Haar, 28. Januar 2016
VW bekommt an der Dieselfront noch lange keine Ruhe. Für die letzten dicken Negativ-Schlagzeilen hatte VW-Konzernchef Matthias Müller selbst gesorgt. Bei einem Interview am 10. Januar mit dem US-amerikanischen Rundfunkverbund National Public Radio äußerte er sein Unverständnis darüber, dass die Diesel-Frage in den USA als ethisches Problem gesehen wird. Und er hatte behauptet, VW hätte gegenüber der Umweltbehörde EPA nicht gelogen, sondern nur “zunächst die Frage nicht verstanden”. Die folgenden Irritationen waren eine Katastrophe für Müller und Volkswagen insgesamt, denn es entstand der Eindruck, dass der Konzernchef seine Entschuldigungen nicht wirklich ernst meinte.
Noch keine Lösung in den USA
Kurz nach dem Interview-GAU musste Müller einen weiteren Schlag wegstecken: Das Gespräch mit der EPA-Chefin Gina McCarthy (am 13. Januar) verlief eher unbefriedigend. Dabei sollte es um Vorschläge von VW zur Behebung der zu hohen Emissionen gehen, etwa auch durch einen Rückkauf von Fahrzeugen durch Volkswagen. Eine Lösung gab es offenbar nicht, jedenfalls blieben öffentliche Erklärungen dazu aus. In Deutschland ist man da schon weiter: Das Kraftfahrtbundesamt gab nun den Rückruf des ersten Modells frei – damit kann die Umrüstung beim VW Amarok 2.0 TDI beginnen. Dabei wird lediglich die Software modifiziert, wie aus einem Online-Bericht des Nachrichtensenders N-TV vom 27. Januar hervorgeht.
Ein Kronzeuge packt aus
Aber wir wollten noch über ein paar Schläge für VW berichten. Am 22. Januar meldete der Rechercheverbund aus “Süddeutscher Zeitung”, NDR und WDR, dass ein “Kronzeuge” – ein selbst an den Manipulationen beteiligter Motorenentwickler – bei internen Befragungen angegeben hatte, dass viele Manager von der Manipulation der Diesel-Emissionswerte wussten – und nicht nur wenige Ingenieure, wie der Konzern immer behauptet hatte.

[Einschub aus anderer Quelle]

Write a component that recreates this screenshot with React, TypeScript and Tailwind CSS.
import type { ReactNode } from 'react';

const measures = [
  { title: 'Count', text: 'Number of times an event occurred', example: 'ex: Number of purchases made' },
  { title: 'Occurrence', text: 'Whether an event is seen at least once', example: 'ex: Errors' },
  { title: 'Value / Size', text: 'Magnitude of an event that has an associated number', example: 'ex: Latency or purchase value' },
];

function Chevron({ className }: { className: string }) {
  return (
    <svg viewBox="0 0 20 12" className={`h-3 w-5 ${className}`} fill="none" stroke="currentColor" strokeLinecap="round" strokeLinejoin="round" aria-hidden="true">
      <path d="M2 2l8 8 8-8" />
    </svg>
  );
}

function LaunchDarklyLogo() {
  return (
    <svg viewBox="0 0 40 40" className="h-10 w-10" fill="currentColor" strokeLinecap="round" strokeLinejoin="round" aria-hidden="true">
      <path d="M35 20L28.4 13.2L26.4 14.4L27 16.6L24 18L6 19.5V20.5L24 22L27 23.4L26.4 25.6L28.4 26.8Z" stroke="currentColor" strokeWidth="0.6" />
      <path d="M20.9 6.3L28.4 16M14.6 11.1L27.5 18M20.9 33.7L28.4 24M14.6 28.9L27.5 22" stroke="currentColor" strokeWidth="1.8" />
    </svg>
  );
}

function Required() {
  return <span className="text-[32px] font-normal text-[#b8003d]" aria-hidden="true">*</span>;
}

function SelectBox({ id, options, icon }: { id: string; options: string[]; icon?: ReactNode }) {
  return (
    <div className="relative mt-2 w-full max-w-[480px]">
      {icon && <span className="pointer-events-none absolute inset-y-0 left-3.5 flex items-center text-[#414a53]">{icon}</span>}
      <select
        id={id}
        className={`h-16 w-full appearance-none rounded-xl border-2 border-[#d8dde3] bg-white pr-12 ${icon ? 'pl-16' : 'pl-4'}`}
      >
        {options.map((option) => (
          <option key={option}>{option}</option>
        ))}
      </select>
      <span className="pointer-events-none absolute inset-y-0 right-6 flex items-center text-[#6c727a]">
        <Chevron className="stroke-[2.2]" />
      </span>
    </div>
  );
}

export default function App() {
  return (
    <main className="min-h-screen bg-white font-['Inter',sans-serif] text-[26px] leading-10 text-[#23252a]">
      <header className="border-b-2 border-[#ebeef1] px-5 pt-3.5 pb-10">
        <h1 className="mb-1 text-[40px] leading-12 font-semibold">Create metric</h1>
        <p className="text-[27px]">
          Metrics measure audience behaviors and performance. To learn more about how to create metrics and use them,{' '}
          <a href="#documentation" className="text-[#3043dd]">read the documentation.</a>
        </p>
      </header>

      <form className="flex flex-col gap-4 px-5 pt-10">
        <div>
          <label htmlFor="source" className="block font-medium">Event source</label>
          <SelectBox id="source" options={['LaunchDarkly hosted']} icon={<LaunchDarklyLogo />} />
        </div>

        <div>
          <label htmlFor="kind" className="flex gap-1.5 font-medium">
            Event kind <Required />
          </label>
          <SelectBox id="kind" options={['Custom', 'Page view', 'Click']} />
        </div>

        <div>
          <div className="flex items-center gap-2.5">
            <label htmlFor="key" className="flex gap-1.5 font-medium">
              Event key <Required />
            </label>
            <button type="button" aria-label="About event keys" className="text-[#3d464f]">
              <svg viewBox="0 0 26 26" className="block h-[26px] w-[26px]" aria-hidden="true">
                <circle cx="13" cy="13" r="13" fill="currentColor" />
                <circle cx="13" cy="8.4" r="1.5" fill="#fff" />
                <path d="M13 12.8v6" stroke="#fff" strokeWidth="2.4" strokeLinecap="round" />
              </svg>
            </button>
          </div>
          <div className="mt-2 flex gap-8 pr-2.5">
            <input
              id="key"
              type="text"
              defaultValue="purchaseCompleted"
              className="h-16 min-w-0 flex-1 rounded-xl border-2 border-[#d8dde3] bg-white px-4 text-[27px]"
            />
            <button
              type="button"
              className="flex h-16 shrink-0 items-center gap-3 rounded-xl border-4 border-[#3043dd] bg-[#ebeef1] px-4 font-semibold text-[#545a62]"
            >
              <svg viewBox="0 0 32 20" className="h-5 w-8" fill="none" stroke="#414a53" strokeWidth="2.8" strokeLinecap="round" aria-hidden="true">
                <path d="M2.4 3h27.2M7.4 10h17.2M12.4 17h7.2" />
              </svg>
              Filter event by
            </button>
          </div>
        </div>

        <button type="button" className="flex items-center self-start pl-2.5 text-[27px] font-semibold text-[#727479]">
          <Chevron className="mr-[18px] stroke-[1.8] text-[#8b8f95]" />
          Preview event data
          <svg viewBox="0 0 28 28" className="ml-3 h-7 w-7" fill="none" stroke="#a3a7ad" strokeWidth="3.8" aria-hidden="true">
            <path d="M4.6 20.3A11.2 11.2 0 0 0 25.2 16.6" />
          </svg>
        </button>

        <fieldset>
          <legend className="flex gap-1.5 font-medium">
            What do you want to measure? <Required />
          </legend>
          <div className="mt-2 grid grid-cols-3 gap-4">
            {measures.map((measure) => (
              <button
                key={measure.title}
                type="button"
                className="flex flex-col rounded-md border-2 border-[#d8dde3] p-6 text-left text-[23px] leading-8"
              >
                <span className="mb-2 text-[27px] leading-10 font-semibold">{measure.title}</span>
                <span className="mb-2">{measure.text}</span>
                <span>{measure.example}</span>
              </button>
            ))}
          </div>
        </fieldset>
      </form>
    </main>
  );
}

Entschädigung nach zweierlei Maß?
Auch aus der Politik kommen Meldungen, die VW weniger gefallen werden. Am 21. Januar forderte EU-Industriekommissarin Elżbieta Bieńkowska, europäische VW-Kunden müssten genauso großzügig entschädigt werden wie die in den USA. Dort bekommen Betroffene 1.000 Dollar – teils in Form von Bargeld, teil als Gutscheine für VW-Handelsbetriebe. Kurz darauf wurden am 25. Januar Überlegungen des Bundesverkehrsministeriums zu verbesserten Emissionsmessungen publik – die Forderungen sind auf der Website des BMVI nachzulesen. Statt dass immer der gleiche technische Prüfdienst für eine Marke zuständig ist (bei VW der TÜV Nord), soll es künftig eine Rotation geben. Auch Nachmessungen durch staatliche Prüfstellen sollen erfolgen, und die Hersteller sollen ihre Motorsoftware offenlegen – Letzteres hatte VW mit Hinweis auf das Firmengeheimnis bisher abgelehnt.
EU-Kommission will Typzulassung reformieren
Die EU-Kommission geht über diese Punkte noch hinaus. Laut einem Artikel auf ihrer Website vom 27. Januar will sie eine europäische Typzulassung einführen – bisher sind dafür nationale Behörden wie das Kraftfahrtbundesamt zuständig. Die EU-Behörde schlägt außerdem vor, dass die Prüfdienste nicht mehr von den Herstellern, sondern vom Staat bezahlt werden. Dies soll Interessenskonflikte bei TÜV, Dekra und den diversen ausländischen Prüfdiensten ausschließen. Auch will die Behörde zu lax arbeitende Prüfdienste künftig ablehnen und Strafen für Hersteller verhängen können. Stichproben an Autos, die bereits verkauft werden, sollen die Emissionsüberwachung weiter stärken. Diese Vorschläge sollen die RDE-Richtlinien (Real Driving Emissions, das sind zusätzliche NOx-Messungen im realen Straßenverkehr) ergänzen, die bereits beschlossene Sache sind. Der neue Entwurf muss dazu allerdings noch vom Europäischen Parlament und dem Europäischen Rat bestätigt werden.